In his early months there, he slept on the floor of a storeroom at the stadium, and ate only what the club restaurant would give him. Given that it opened only on weekdays, he regularly had to make a couple of eggs last him the weekend.

Mamic, then a lowly club official with the ambition to become an agent, took pity on Eduardo, found him an apartment and set up an internet connection so that he could get in touch with the family to whom he had not spoken for several months.

His youth team performances saw him elevated to train with the first team in 2002, but, hampered by an injury he had dared not mention, he did not impress.
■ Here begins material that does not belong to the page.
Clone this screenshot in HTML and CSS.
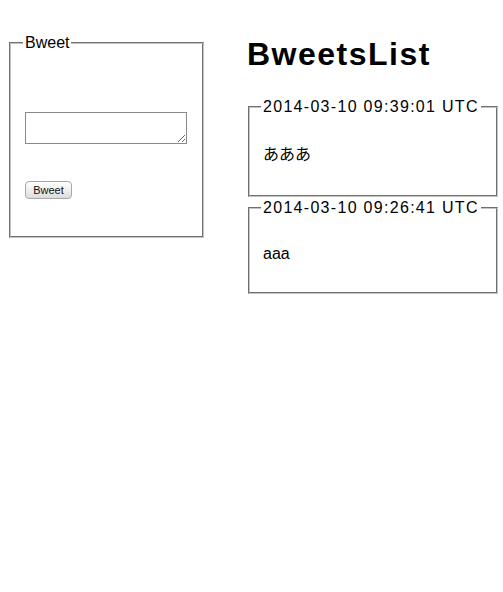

Blazevic, then the head coach, would have discarded him, but the youth team coach Duro Bago persuaded him to give the young Brazilian a second chance.

It was indisputably the right decision: in 110 games for Dynamo he hit 75 goals, including 34 in 32 games in his final season before joining Arsenal.

Eduardo is married to a Croat and has Croatian citizenship, but his Carioca origins are far from forgotten. He lists City of God, Fernando Meirelles's take on the drugs gangs of Rio de Janeiro, as his favourite film, and he will take any opportunity to rhapsodise about Romario. He may share an eye for goal with the former Barcelona striker, but he is a far more modest figure. "People forget that our midfield scores goals," he said. "Kranjcar is great. Srna and Niko Kovac are the spine of the team. Luka Modric is our grandmaster."

His team-mates, though, are in no doubt as to his importance. "The whole team is good," Modric said. "But if you look at the statistics then you see that Eduardo is special."